1 - no reason that wont happen, been happening for ten years and no reason to think it will change

2 - cheap fast totally secure transactions seem like value to me. being backed by nothing also seems to be an advantage, its just pure money with no other use.

3 - I agree

1 - The base of the Pyramid is becoming larger and larger.  Obviously that has the advantage that manipulation by whales becomes more difficult as the amounts of Bitcoin needed to do so is also much larger now than it used to be.  But it is undeniable that without the influx of new Bitcoin investors that the scheme is unsustainable.  Whether it will crash in 1 year, 3 years, 10 years nobody can predict.  But personally I think that 10 years of continual new influx is pushing your luck...
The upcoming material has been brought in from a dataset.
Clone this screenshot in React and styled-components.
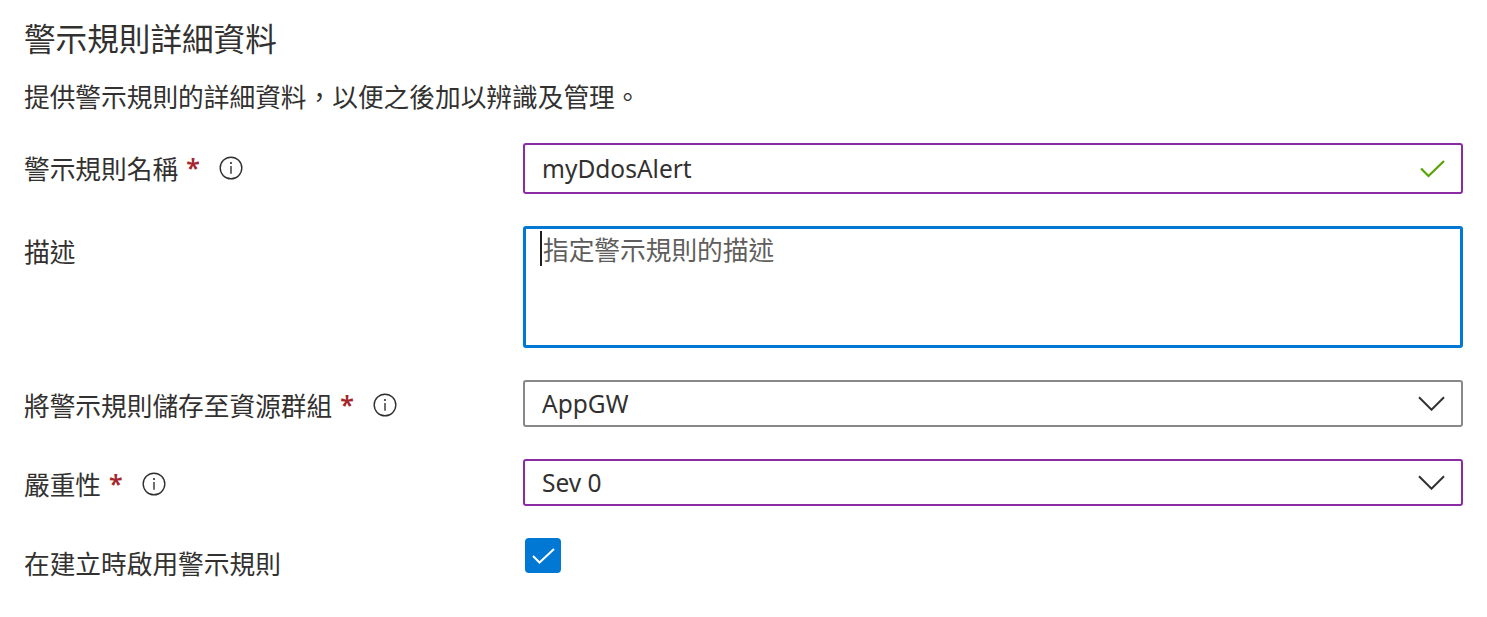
import React from "react";
import styled, { createGlobalStyle } from "styled-components";

const GlobalStyle = createGlobalStyle`
  html, body {
    margin: 0;
    padding: 0;
    background: #ffffff;
  }
  body {
    font-family: "Noto Sans", "Noto Sans CJK TC", sans-serif;
    color: #323130;
  }
`;

const cjk = `"Noto Sans CJK TC", "Noto Sans", sans-serif`;
const latin = `"Noto Sans", "Noto Sans CJK TC", sans-serif`;

const Page = styled.div`
  padding: 17px 24px 24px 24px;
`;

const Title = styled.h2`
  margin: 0;
  font-family: ${cjk};
  font-size: 31.6px;
  line-height: 40px;
  font-weight: 400;
  color: #323130;
`;

const Intro = styled.p`
  margin: 21px 0 0 0;
  font-family: ${cjk};
  font-size: 25.7px;
  line-height: 36px;
  color: #323130;
`;

const Form = styled.div`
  margin-top: 29px;
  display: grid;
  grid-template-columns: 499px 1fr;
  row-gap: 32px;
  align-items: start;
`;

const Label = styled.div`
  padding-top: 7px;
  display: flex;
  align-items: center;
  font-family: ${cjk};
  font-size: 25.7px;
  line-height: 36px;
  color: #323130;
`;

const Required = styled.span`
  color: #a4262c;
  font-family: ${latin};
  font-size: 25px;
  font-weight: 600;
  margin-left: 8px;
  line-height: 1;
  position: relative;
  top: -1px;
`;

const InfoIcon = styled.span`
  display: inline-flex;
  margin-left: 19px;
  color: #323130;
`;

const Field = styled.div`
  position: relative;
  box-sizing: border-box;
  height: ${(p) => p.$h}px;
  border: 2px solid ${(p) => p.$border};
  border-radius: 3px;
  display: flex;
  align-items: center;
  padding: 0 16px 0 17px;
  font-family: ${latin};
  font-size: 24.5px;
  color: #323130;
  background: #ffffff;
`;

const FieldText = styled.span`
  flex: 1;
`;

const TextAreaBox = styled.div`
  position: relative;
  height: 122px;
`;

const TextArea = styled.textarea`
  display: block;
  box-sizing: border-box;
  width: 100%;
  height: 100%;
  border: 3px solid #0078d4;
  border-radius: 3px;
  padding: 4px 16px 4px 17px;
  resize: none;
  outline: none;
  font-family: ${cjk};
  font-size: 25.7px;
  line-height: 32px;
  color: #323130;
  &::placeholder {
    color: #605e5c;
  }
`;

const Caret = styled.span`
  position: absolute;
  left: 17px;
  top: 5px;
  width: 2px;
  height: 35px;
  background: #201f1e;
`;

const Check = styled.div`
  width: 36px;
  height: 35px;
  margin: 0 0 0 2px;
  border-radius: 4px;
  background: #0078d4;
  display: flex;
  align-items: center;
  justify-content: center;
`;

const Info = () => (
  <InfoIcon>
    <svg width="24" height="24" viewBox="0 0 24 24" fill="none">
      <circle cx="12" cy="12" r="10.8" stroke="#323130" strokeWidth="1.4" />
      <circle cx="12" cy="7" r="1.1" fill="#323130" />
      <path d="M12 10v7.8" stroke="#323130" strokeWidth="1.4" />
    </svg>
  </InfoIcon>
);

const Chevron = () => (
  <svg width="27" height="15" viewBox="0 0 27 15" fill="none">
    <path d="M1 1.2l12.5 12.5L26 1.2" stroke="#323130" strokeWidth="2" />
  </svg>
);

const ValidTick = () => (
  <svg width="25" height="18" viewBox="0 0 25 18" fill="none">
    <path d="M1 8.5l7.5 7.5L24 1" stroke="#57a300" strokeWidth="2.2" />
  </svg>
);

const FieldLabel = ({ text, required, info }) => (
  <Label>
    {text}
    {required && <Required>*</Required>}
    {info && <Info />}
  </Label>
);

const App = () => {
  return (
    <Page>
      <GlobalStyle />
      <Title>警示規則詳細資料</Title>
      <Intro>提供警示規則的詳細資料，以便之後加以辨識及管理。</Intro>
      <Form>
        <FieldLabel text="警示規則名稱" required info />
        <Field $h={51} $border="#8a2da5">
          <FieldText>myDdosAlert</FieldText>
          <ValidTick />
        </Field>

        <FieldLabel text="描述" />
        <TextAreaBox>
          <TextArea placeholder="指定警示規則的描述" />
          <Caret />
        </TextAreaBox>

        <FieldLabel text="將警示規則儲存至資源群組" required info />
        <Field $h={47} $border="#8a8886">
          <FieldText>AppGW</FieldText>
          <Chevron />
        </Field>

        <FieldLabel text="嚴重性" required info />
        <Field $h={47} $border="#8a2da5">
          <FieldText>Sev 0</FieldText>
          <Chevron />
        </Field>

        <FieldLabel text="在建立時啟用警示規則" />
        <Check>
          <svg width="23" height="16" viewBox="0 0 23 16" fill="none">
            <path d="M1 8l6.5 6.5L22 1" stroke="#ffffff" strokeWidth="2" />
          </svg>
        </Check>
      </Form>
    </Page>
  );
};

export default App;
2 - Bitcoin is not 'pure money'.  Real money is based on an obligation to a debt which can be enforced.  Or to put it in simple terms > real money is equivalent to a contract in which the person that bought something from you promises to re-pay you with the equivalent worth of what is written in the contract, and if he does not do so his possessions can be seized to re-pay the debt.  
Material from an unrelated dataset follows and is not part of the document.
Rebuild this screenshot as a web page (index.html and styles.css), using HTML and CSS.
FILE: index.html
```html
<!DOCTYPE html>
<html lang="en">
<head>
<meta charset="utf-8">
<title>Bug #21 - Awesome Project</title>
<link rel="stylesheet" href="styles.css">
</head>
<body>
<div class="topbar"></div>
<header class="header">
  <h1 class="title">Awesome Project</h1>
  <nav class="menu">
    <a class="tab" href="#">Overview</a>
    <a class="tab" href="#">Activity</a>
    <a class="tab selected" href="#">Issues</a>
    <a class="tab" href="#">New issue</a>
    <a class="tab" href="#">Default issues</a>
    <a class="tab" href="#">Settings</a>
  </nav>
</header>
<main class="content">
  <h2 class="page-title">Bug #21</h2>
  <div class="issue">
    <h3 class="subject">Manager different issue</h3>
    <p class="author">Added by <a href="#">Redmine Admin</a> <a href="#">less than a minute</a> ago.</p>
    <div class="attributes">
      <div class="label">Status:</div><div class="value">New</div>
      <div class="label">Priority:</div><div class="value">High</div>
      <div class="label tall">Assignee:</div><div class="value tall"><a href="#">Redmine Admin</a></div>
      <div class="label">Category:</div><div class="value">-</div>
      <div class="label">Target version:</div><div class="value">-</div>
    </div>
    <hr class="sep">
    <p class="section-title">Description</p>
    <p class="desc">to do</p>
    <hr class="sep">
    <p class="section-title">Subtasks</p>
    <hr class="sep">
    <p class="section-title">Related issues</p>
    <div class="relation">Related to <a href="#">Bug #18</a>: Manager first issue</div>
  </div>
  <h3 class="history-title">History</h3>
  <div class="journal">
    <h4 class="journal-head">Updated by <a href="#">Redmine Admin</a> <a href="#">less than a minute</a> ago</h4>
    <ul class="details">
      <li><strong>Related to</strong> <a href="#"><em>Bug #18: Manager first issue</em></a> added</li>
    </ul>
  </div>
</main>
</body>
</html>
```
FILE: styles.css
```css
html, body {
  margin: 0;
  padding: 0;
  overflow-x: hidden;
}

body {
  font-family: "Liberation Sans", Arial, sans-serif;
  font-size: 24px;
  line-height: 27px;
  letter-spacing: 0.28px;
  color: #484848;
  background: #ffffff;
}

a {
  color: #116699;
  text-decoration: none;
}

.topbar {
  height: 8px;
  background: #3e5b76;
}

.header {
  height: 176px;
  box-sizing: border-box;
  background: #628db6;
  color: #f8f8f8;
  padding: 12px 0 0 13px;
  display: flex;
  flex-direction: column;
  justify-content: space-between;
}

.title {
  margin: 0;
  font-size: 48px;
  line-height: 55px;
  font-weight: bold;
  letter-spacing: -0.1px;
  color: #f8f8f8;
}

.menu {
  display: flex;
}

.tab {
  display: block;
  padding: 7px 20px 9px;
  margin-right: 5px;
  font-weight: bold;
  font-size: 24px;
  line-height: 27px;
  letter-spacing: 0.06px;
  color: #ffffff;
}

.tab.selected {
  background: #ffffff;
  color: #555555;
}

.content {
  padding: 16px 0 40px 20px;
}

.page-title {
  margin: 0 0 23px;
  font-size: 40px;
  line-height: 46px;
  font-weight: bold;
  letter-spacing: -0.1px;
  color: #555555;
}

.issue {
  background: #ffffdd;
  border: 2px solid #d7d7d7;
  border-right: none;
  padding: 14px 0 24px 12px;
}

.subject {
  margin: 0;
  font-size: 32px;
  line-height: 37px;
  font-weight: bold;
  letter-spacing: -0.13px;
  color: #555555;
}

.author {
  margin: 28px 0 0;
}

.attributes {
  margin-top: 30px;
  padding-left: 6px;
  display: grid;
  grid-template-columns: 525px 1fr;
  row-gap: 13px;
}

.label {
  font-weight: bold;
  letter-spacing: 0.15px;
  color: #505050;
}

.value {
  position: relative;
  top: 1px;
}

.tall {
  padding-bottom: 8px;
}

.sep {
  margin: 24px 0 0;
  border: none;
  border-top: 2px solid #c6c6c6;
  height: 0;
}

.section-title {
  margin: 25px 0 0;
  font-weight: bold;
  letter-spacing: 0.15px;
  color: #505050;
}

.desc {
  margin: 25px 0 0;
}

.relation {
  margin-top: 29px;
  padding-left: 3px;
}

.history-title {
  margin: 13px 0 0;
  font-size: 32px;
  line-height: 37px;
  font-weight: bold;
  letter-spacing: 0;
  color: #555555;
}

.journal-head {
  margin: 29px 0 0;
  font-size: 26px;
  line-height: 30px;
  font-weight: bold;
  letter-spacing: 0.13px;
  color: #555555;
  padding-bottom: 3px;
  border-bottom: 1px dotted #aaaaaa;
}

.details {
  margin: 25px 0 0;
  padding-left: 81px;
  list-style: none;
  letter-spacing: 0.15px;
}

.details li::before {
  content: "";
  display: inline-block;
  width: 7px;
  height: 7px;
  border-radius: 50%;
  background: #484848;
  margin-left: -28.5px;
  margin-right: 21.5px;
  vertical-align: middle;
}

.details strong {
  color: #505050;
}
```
But Bitcoin is not based on such an obligation, it is literally child's play money.  If you understand the difference with 'real money', it is astonishing that people are voluntarily changing their real money (enforcable debt-obligation) for something that is based on nothing.  To be fair, it's not really nothing, because you are the proud owner of one specific combination of numbers that exists in cyber-space and registered on the blockchain.  As long as other people are willing to buy the ownership of that cyberspace-number from you at the same or a higher price than what you bought it for, Everything Will be OK.  It's like buying a non-existing piece of land, as long as people are willing to buy the 'owner papers' of that non-existing piece of land from you, why bother that the Emperor has No Clothes?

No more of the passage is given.